[Central-Electronics] 100V-200V Cabinet

Jim Candela jcandela at prodigy.net
Sat Jan 17 15:16:39 EST 2009


Ray,

   I looked at the 100v service manual and here is what they say:

"Poor sideband suppression is generally caused by ''open'' 6 mfd
50V electrolytic capacitors in the plug-in hid CAPS assembly.
If the modulator capacitors appear to be good, remove the PS-2
and take off the cover. Using a long none pliers, gently pull
on the leads from the mica capacitor that go to the board.
During the original soldering process, the hot wax from the
capacitor case will run down the wire leads to the board and
result in a poor connection.

This treatment should also be applied to the leads that go into  
the 9 prong plug to see that the connections are properly soldered.
Early 100V's   used 3990 ohm, 1 watt, 5% resistors in the plate
circuit of V10, the 12BH7, R146 and R149. These are generally
located underneath the 12BH7 socket, with one end tied to the
center shield. lf the case is discolored on the resistors,
cheek their value and replace with 2 watt 5%, if necessary."

Hope this helps,
Jim
WD5JKO


  ----- Original Message ----- 
  From: brockhouse raymon 
  To: central-electronics at mailman.qth.net 
  Sent: Friday, January 16, 2009 7:39 PM
  Subject: [Central-Electronics] 100V-200V Cabinet


        I am looking for a 100V cabinet.
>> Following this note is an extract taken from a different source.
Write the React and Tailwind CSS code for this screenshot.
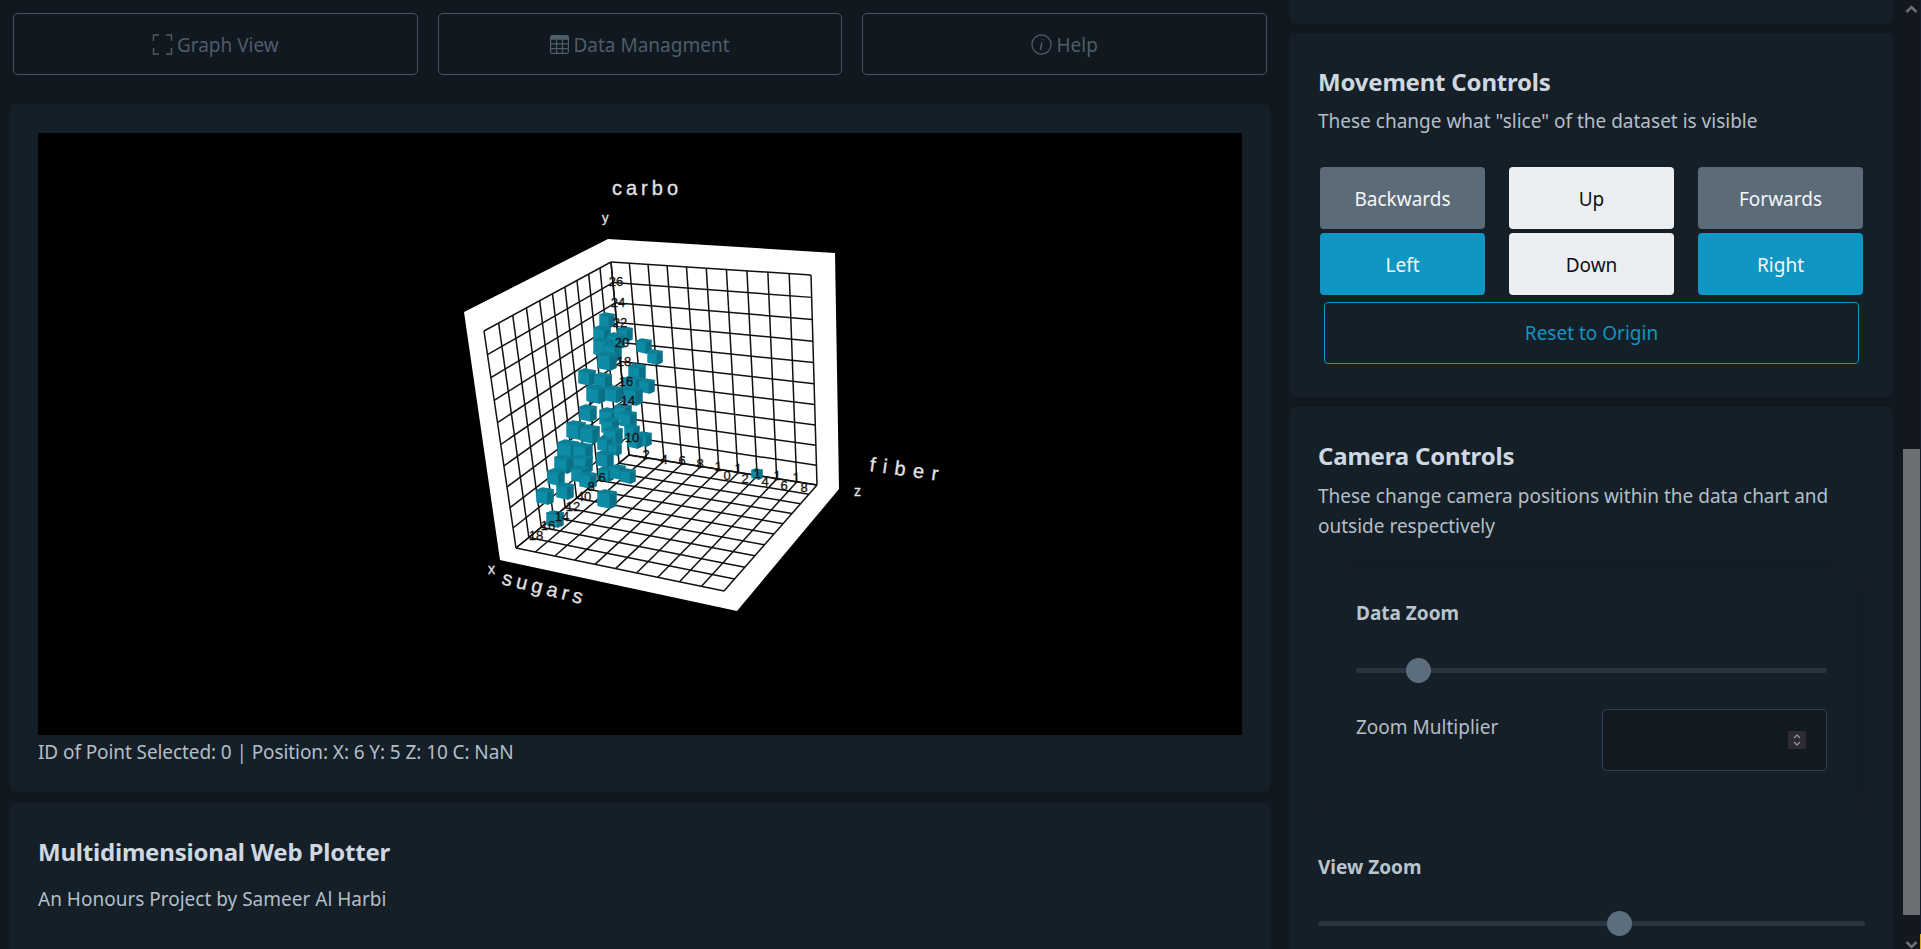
import React from "react";
import { BsTable } from "react-icons/bs";

// solve the square -> quad projective map so the grid lines get real perspective
function quadMap([p0, p1, p2, p3]) {
  const dx1 = p1[0] - p2[0];
  const dx2 = p3[0] - p2[0];
  const dy1 = p1[1] - p2[1];
  const dy2 = p3[1] - p2[1];
  const sx = p0[0] - p1[0] + p2[0] - p3[0];
  const sy = p0[1] - p1[1] + p2[1] - p3[1];
  const den = dx1 * dy2 - dx2 * dy1;
  const g = (sx * dy2 - dx2 * sy) / den;
  const h = (dx1 * sy - sx * dy1) / den;
  const a = p1[0] - p0[0] + g * p1[0];
  const b = p3[0] - p0[0] + h * p3[0];
  const d = p1[1] - p0[1] + g * p1[1];
  const e = p3[1] - p0[1] + h * p3[1];
  return (u, v) => {
    const w = g * u + h * v + 1;
    return [(a * u + b * v + p0[0]) / w, (d * u + e * v + p0[1]) / w];
  };
}

function Grid({ quad }) {
  const map = quadMap(quad);
  const lines = [];
  for (let i = 0; i <= 10; i++) {
    const t = i / 10;
    lines.push([map(t, 0), map(t, 1)]);
    lines.push([map(0, t), map(1, t)]);
  }
  return lines.map((l, i) => (
    <line key={i} x1={l[0][0]} y1={l[0][1]} x2={l[1][0]} y2={l[1][1]} stroke="#111" strokeWidth="1.5" />
  ));
}

// x, y is the middle of the cube; the faces overlap a bit to read as soft blocks
function Cube({ x, y, s = 9 }) {
  const top = y - s;
  const t = s * 0.28;
  const lx = x - s;
  const mx = x + s * 0.35;
  const rx = x + s;
  return (
    <g strokeLinejoin="round" strokeWidth="1.5">
      <polygon points={`${lx},${top + t} ${mx},${top + t * 1.6} ${mx},${y + s} ${lx},${y + s - t}`} fill="#0e8ca5" stroke="#0e8ca5" />
      <polygon points={`${mx},${top + t * 1.6} ${rx},${top + t * 0.8} ${rx},${y + s - t} ${mx},${y + s}`} fill="#0a7087" stroke="#0a7087" />
      <polygon points={`${lx},${top + t} ${x - s * 0.3},${top} ${rx},${top + t * 0.8} ${mx},${top + t * 1.6}`} fill="#0c7f97" stroke="#0c7f97" />
    </g>
  );
}

const cubes = [
  [607, 320, 7], [602, 334, 8], [625, 334, 7], [616, 341, 8], [603, 347, 9], [612, 352, 9], [644, 346, 7], [655, 357, 7],
  [607, 361, 9], [637, 372, 8], [587, 377, 8], [603, 381, 8], [633, 385, 9], [647, 386, 7], [596, 394, 9],
  [614, 394, 8], [633, 396, 9], [588, 413, 8], [609, 417, 9], [623, 412, 8], [628, 419, 8], [576, 430, 9],
  [590, 434, 9], [610, 426, 8], [613, 436, 9], [632, 432, 7], [644, 439, 7], [635, 441, 7], [605, 444, 7],
  [615, 449, 6], [568, 450, 10], [583, 452, 9], [605, 459, 8], [583, 464, 9], [564, 464, 9], [580, 474, 8],
  [556, 477, 8], [588, 480, 8], [565, 491, 8], [545, 496, 8], [606, 474, 7], [618, 472, 7], [628, 476, 7],
  [607, 499, 9], [555, 519, 8], [757, 474, 5],
];

const numbers = [
  ["26", 616, 286], ["24", 618, 307], ["22", 620, 327], ["20", 622, 347], ["18", 624, 366], ["16", 626, 386],
  ["14", 628, 405], ["10", 632, 442], ["2", 646, 459], ["4", 664, 464], ["6", 682, 465], ["8", 700, 468],
  ["1", 718, 471], ["0", 727, 480], ["1", 738, 473], ["2", 745, 483], ["1", 757, 478], ["4", 765, 486],
  ["1", 777, 480], ["6", 784, 490], ["1", 796, 482], ["8", 804, 492], ["6", 602, 482], ["8", 591, 491],
  ["40", 584, 501], ["12", 573, 511], ["14", 562, 521], ["16", 548, 530], ["18", 536, 540],
];

function Plot() {
  // all the coordinates below are page pixels, the viewBox offsets them to the canvas
  return (
    <svg viewBox="38 133 1204 602" className="block w-[1204px] h-[602px] bg-black" style={{ fontFamily: "'Liberation Sans', sans-serif" }}>
      <polygon points="608,239 835,253 839,489 737,611 500,560 464,312" fill="#fff" />
      <Grid quad={[[484, 331], [611, 262], [629, 455], [516, 548]]} />
      <Grid quad={[[611, 262], [811, 275], [817, 485], [629, 455]]} />
      <Grid quad={[[629, 455], [817, 485], [724, 591], [516, 548]]} />
      {cubes.map((c, i) => (
        <Cube key={i} x={c[0]} y={c[1]} s={c[2]} />
      ))}
      {numbers.map((n, i) => (
        <text key={i} x={n[1]} y={n[2]} textAnchor="middle" fontSize="13" fill="#111" stroke="#111" strokeWidth="0.3">{n[0]}</text>
      ))}
      <g fill="#e2e2e2" stroke="#e2e2e2" strokeWidth="0.3">
        <text x="612" y="195" fontSize="20" letterSpacing="4">carbo</text>
        <text x="602" y="222" fontSize="13">y</text>
        <text x="869" y="471" fontSize="20" letterSpacing="7.500" transform="rotate(8 869 471)">fiber</text>
        <text x="854" y="496" fontSize="14">z</text>
        <text x="488" y="574" fontSize="14">x</text>
        <text x="501" y="584" fontSize="20" letterSpacing="4.500" transform="rotate(14 501 584)">sugars</text>
      </g>
    </svg>
  );
}

function CornersIcon() {
  return (
    <svg viewBox="0 0 21 21" className="w-[21px] h-[21px]" fill="none" stroke="currentColor" strokeWidth="1.4">
      <path d="M7 1H1.5v6M14 1h5.5v6M1.5 14v6H7M19.500 14v6H14" />
    </svg>
  );
}

function InfoIcon() {
  return (
    <svg viewBox="0 0 21 21" className="w-[21px] h-[21px]" fill="none" stroke="currentColor" strokeWidth="1.2">
      <circle cx="10.5" cy="10.500" r="9.600" />
      <path d="M11.800 5.500v.6M11 8.500l-1.500 6.200q-.2 1 1 .6" strokeWidth="1.500" />
    </svg>
  );
}

function NavButton({ icon, label }) {
  return (
    <button className="h-[62px] flex items-center justify-center gap-[4px] rounded-[5px] border border-[#46545f] text-[#4c5d6c] text-[19px]">
      {icon}
      <span className="pt-[3px]">{label}</span>
    </button>
  );
}

function Slider({ thumb }) {
  return (
    <div className="relative h-[5px] rounded-full bg-[#263540]">
      <div className={`absolute -top-[10px] w-[25px] h-[25px] rounded-full bg-[#5c6e7e] ${thumb}`} />
    </div>
  );
}

function MoveButton({ label, tone }) {
  return <button className={`h-[62px] pt-[2px] rounded-[4px] text-[19px] ${tone}`}>{label}</button>;
}

const gray = "bg-[#5c6b78] text-[#f4f6f8]";
const light = "bg-[#eceff2] text-[#0d1014]";
const blue = "bg-[#0f96c2] text-[#f4f6f8]";

export default function App() {
  return (
    <div className="h-screen overflow-hidden flex bg-[#11181f] text-[#b3bec7] text-[19px]" style={{ fontFamily: "'Noto Sans', sans-serif" }}>
      {/* main column */}
      <div className="w-[1280px] shrink-0">
        <div className="grid grid-cols-3 gap-5 pt-[13px] pl-[13px] pr-[13px]">
          <NavButton icon={<CornersIcon />} label="Graph View" />
          <NavButton icon={<BsTable size={19} />} label="Data Managment" />
          <NavButton icon={<InfoIcon />} label="Help" />
        </div>
        <div className="mt-[29px] mx-[10px] h-[688px] rounded-[5px] bg-[#151f28] pt-[29px] px-[28px]">
          <Plot />
          <p className="mt-[2px] leading-[30px] tracking-[-0.09px]">ID of Point Selected: 0 | Position: X: 6 Y: 5 Z: 10 C: NaN</p>
        </div>
        <div className="mt-[11px] mx-[10px] h-[200px] rounded-[5px] bg-[#151f28] pt-[32px] px-[28px]">
          <h1 className="text-[24px] tracking-[-0.2px] leading-[34px] font-bold text-[#cfd8e0]">Multidimensional Web Plotter</h1>
          <p className="mt-[15px] leading-[30px]">An Honours Project by Sameer Al Harbi</p>
        </div>
      </div>

      {/* controls column */}
      <div className="w-[623px] shrink-0 px-[10px]">
        <div className="h-[24px] mb-[9px] rounded-b-[5px] bg-[#151f28]" />
        <div className="h-[364px] mb-[10px] rounded-[5px] bg-[#151f28] pt-[32px] px-[28px]">
          <h2 className="text-[24px] tracking-[-0.2px] leading-[34px] font-bold text-[#cfd8e0]">Movement Controls</h2>
          <p className="mt-[7px] leading-[30px]">These change what "slice" of the dataset is visible</p>
          <div className="grid grid-cols-3 gap-x-6 gap-y-1 mt-[31px] ml-[2px] w-[543px]">
            <MoveButton label="Backwards" tone={gray} />
            <MoveButton label="Up" tone={light} />
            <MoveButton label="Forwards" tone={gray} />
            <MoveButton label="Left" tone={blue} />
            <MoveButton label="Down" tone={light} />
            <MoveButton label="Right" tone={blue} />
          </div>
          <button className="mt-[7px] ml-[6px] w-[535px] h-[62px] pt-[1px] rounded-[4px] border border-[#0f96c2] text-[#0f96c2]">
            Reset to Origin
          </button>
        </div>
        <div className="h-[600px] rounded-[5px] bg-[#151f28] pt-[32px] px-[28px]">
          <h2 className="text-[24px] tracking-[-0.2px] leading-[34px] font-bold text-[#cfd8e0]">Camera Controls</h2>
          <p className="mt-[8px] leading-[30px]">These change camera positions within the data chart and outside respectively</p>
          <div className="mt-[27px] ml-[9px] w-[529px] h-[250px] bg-[#151f28] shadow-[0_0_30px_rgba(0,0,0,0.12)] pt-[28px] px-[29px]">
            <h3 className="font-bold leading-[34px] text-[#b8c4ce]">Data Zoom</h3>
            <div className="mt-[38px]">
              <Slider thumb="left-[50px]" />
            </div>
            <div className="flex justify-between mt-[36px]">
              <label className="leading-[36px]">Zoom Multiplier</label>
              <div className="w-[225px] h-[62px] flex items-center justify-end pr-[20px] rounded-[4px] border border-[#2f4050] bg-[#12191f]">
                <div className="w-[18px] h-[18px] bg-[#2c2a33] flex items-center justify-center">
                  <svg viewBox="0 0 18 18" className="w-[18px] h-[18px]" fill="none" stroke="#9a9aa2" strokeWidth="1.2">
                    <path d="M6 7l3-3 3 3M6 11l3 3 3-3" />
                  </svg>
                </div>
              </div>
            </div>
          </div>
          <h3 className="mt-[32px] font-bold leading-[34px] text-[#b8c4ce]">View Zoom</h3>
          <div className="mt-[37px]">
            <Slider thumb="left-[289px]" />
          </div>
        </div>
      </div>

      {/* page scrollbar */}
      <div className="w-[18px] shrink-0 flex">
        <div className="w-[17px] flex flex-col items-center bg-[#13181e]">
          <svg viewBox="0 0 17 12" className="w-[17px] h-[12px] mt-[3px] shrink-0" fill="none" stroke="#6b6e73" strokeWidth="2.5">
            <path d="M3.5 9l5-5 5 5" />
          </svg>
          <div className="mt-[434px] w-full h-[466px] shrink-0 bg-[#6b6e73]" />
          <svg viewBox="0 0 17 12" className="w-[17px] h-[12px] mt-[24px] shrink-0" fill="none" stroke="#6b6e73" strokeWidth="2.5">
            <path d="M3.5 3l5 5 5-5" />
          </svg>
        </div>
        <div className="w-[1px] flex flex-col justify-end bg-[#13202b]">
          <div className="h-[15px] bg-[#e0a820]" />
        </div>
      </div>
    </div>
  );
}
Let me know what you have?  I have a 100V & a 200V, on
        the 100V I can get both sidebands nulled perfect but on the 200V LSB is good and USB not so good or the other way around. I have matched MOD CAPS and Silicon matched diodes. 
        The 2 caps in the PS2 off the plate feeding the PS2 were leaky on both units. One was 4710pf and the other 1850pf. I used 2 silver micas for each to get the proper size and checked the size on a CAP. meter. This worked perfect. If you have a different voltage than 
        .8 votls on the grid of the tube following the PS2  I believe these caps are probably bad. Two of them measured 80 megs on a VTVM but the other two were above 100 meg but replacing them fixed the problem. Both of these CAPS were bad on the 100V & 200V.  Any ideas on getting both sidebands equally down? Thanks.